## WHAT THE TASK ASKS
Your task is to copy the lines between the line containing "Convert this screenshot to HTML." and the line containing "</body></html>", counting both of those lines, and to emit nothing more.

(Interface markup and scripts)

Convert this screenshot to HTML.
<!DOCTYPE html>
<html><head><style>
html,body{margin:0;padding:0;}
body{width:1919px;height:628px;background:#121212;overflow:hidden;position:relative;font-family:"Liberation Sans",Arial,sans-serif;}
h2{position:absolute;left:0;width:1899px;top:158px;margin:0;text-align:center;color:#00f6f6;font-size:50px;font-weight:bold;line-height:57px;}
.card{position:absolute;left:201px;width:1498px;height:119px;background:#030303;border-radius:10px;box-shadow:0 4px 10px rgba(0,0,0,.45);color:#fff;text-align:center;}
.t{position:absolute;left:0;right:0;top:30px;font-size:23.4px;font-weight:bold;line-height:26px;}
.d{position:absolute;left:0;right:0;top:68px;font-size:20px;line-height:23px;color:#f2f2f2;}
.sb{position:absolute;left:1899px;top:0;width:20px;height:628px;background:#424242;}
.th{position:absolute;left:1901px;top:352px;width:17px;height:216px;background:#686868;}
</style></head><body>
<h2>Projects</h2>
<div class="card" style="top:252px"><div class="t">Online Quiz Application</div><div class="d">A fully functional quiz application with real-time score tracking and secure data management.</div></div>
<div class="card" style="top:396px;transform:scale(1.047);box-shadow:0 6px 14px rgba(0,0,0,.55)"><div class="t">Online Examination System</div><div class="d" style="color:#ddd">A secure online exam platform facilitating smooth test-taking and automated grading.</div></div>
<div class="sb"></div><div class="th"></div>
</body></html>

--

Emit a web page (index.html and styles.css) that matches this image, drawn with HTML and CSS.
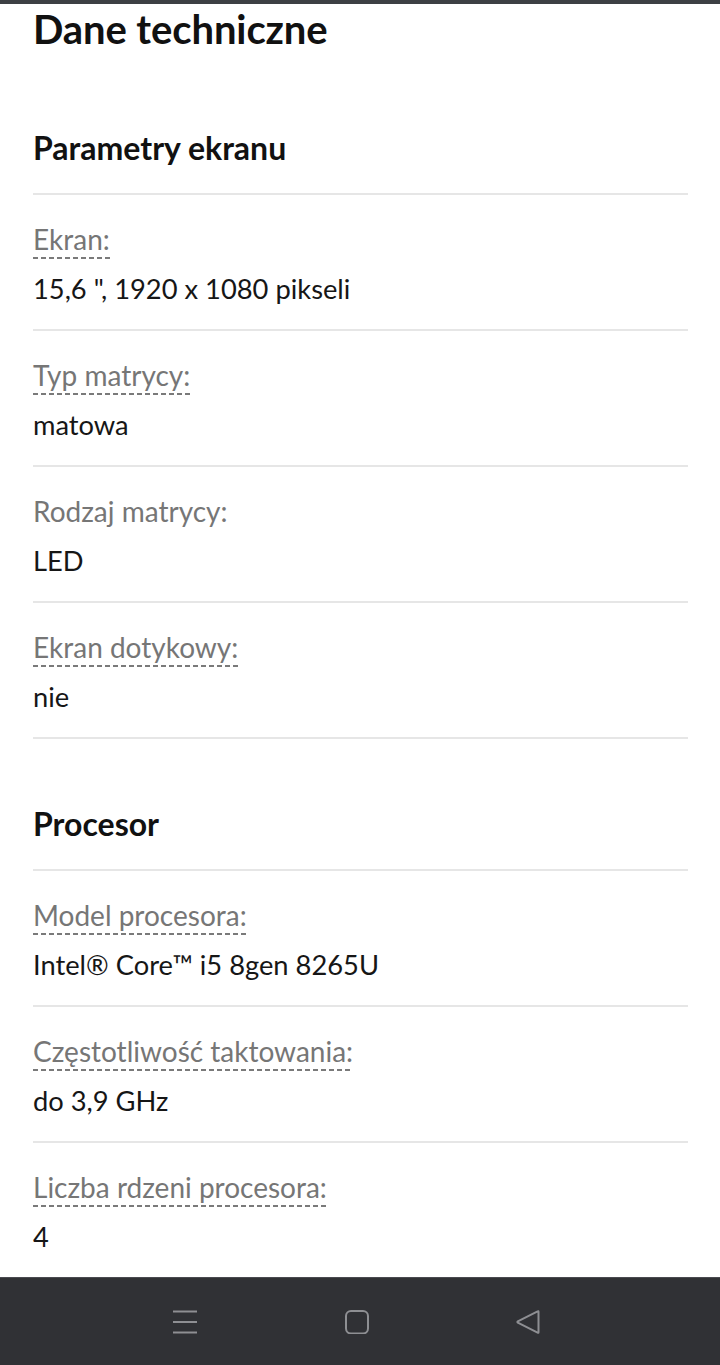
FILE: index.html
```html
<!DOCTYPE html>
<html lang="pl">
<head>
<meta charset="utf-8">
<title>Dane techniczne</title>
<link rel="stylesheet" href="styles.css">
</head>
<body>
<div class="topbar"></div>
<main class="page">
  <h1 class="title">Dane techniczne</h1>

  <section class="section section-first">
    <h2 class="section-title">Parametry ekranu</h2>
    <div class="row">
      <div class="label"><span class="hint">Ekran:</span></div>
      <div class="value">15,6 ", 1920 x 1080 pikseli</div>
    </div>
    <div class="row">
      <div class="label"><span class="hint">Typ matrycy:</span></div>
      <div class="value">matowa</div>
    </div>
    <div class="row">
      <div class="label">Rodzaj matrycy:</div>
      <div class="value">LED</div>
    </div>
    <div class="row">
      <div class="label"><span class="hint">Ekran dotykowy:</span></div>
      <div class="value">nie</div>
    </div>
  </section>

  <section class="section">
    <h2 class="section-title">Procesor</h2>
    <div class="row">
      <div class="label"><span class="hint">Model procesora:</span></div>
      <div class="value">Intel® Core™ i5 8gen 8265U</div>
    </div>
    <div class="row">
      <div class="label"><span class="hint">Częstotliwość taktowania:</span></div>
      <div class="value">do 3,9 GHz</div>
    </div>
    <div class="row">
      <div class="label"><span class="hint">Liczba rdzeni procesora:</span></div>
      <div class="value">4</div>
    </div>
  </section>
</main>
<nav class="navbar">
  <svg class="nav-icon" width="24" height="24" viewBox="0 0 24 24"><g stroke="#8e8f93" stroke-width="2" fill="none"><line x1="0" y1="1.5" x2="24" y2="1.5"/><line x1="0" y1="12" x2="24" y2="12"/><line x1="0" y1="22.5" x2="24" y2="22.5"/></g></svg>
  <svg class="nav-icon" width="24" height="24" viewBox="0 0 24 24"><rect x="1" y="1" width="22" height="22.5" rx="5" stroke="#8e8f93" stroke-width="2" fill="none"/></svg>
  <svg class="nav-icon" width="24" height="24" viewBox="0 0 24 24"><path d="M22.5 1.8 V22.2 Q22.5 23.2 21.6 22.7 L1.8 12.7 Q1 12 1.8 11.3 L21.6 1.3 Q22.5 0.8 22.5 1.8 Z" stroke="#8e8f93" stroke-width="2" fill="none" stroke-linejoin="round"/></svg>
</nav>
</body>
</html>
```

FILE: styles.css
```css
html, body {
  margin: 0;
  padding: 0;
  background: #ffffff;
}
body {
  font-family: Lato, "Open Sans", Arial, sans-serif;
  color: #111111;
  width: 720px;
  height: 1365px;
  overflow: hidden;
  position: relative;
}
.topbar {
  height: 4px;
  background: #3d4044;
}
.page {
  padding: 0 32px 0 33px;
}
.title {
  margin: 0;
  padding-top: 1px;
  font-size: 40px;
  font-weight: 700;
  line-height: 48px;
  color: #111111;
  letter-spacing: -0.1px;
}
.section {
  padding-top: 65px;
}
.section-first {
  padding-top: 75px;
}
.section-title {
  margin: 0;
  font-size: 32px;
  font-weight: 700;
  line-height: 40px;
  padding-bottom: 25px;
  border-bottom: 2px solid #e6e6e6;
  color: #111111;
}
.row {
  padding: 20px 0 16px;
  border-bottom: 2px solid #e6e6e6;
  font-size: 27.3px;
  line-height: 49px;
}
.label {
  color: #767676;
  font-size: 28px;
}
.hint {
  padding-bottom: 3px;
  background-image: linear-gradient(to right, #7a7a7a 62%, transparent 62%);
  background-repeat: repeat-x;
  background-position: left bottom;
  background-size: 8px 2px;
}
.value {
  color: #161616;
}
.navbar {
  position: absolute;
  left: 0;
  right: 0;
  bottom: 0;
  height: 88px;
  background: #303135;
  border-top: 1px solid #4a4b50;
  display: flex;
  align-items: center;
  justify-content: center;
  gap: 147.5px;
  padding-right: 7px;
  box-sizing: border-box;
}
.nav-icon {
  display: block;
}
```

...

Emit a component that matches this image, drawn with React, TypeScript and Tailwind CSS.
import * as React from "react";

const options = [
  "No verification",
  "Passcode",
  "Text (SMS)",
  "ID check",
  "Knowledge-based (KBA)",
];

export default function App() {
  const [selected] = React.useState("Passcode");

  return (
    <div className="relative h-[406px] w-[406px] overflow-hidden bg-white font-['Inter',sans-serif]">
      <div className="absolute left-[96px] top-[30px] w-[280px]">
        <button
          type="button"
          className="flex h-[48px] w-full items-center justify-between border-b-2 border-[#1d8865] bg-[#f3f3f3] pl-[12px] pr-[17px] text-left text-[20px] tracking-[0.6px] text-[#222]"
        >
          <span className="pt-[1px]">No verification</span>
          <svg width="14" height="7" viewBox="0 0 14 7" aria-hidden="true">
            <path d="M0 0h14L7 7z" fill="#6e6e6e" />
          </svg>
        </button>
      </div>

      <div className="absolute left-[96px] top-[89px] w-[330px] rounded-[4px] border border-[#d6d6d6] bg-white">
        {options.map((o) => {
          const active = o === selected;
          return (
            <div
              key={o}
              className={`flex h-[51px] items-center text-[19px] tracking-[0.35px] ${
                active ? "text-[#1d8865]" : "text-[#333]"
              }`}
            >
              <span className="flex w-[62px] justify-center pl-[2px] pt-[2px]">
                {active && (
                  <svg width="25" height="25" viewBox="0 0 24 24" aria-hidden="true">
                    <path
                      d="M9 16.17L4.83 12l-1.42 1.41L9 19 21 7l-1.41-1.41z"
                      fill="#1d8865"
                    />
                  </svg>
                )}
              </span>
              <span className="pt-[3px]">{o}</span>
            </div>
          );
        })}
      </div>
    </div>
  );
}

## THE SOLUTION
Convert this screenshot to HTML.
<!DOCTYPE html>
<html><head><style>
html,body{margin:0;padding:0;}
body{width:1919px;height:628px;background:#121212;overflow:hidden;position:relative;font-family:"Liberation Sans",Arial,sans-serif;}
h2{position:absolute;left:0;width:1899px;top:158px;margin:0;text-align:center;color:#00f6f6;font-size:50px;font-weight:bold;line-height:57px;}
.card{position:absolute;left:201px;width:1498px;height:119px;background:#030303;border-radius:10px;box-shadow:0 4px 10px rgba(0,0,0,.45);color:#fff;text-align:center;}
.t{position:absolute;left:0;right:0;top:30px;font-size:23.4px;font-weight:bold;line-height:26px;}
.d{position:absolute;left:0;right:0;top:68px;font-size:20px;line-height:23px;color:#f2f2f2;}
.sb{position:absolute;left:1899px;top:0;width:20px;height:628px;background:#424242;}
.th{position:absolute;left:1901px;top:352px;width:17px;height:216px;background:#686868;}
</style></head><body>
<h2>Projects</h2>
<div class="card" style="top:252px"><div class="t">Online Quiz Application</div><div class="d">A fully functional quiz application with real-time score tracking and secure data management.</div></div>
<div class="card" style="top:396px;transform:scale(1.047);box-shadow:0 6px 14px rgba(0,0,0,.55)"><div class="t">Online Examination System</div><div class="d" style="color:#ddd">A secure online exam platform facilitating smooth test-taking and automated grading.</div></div>
<div class="sb"></div><div class="th"></div>
</body></html>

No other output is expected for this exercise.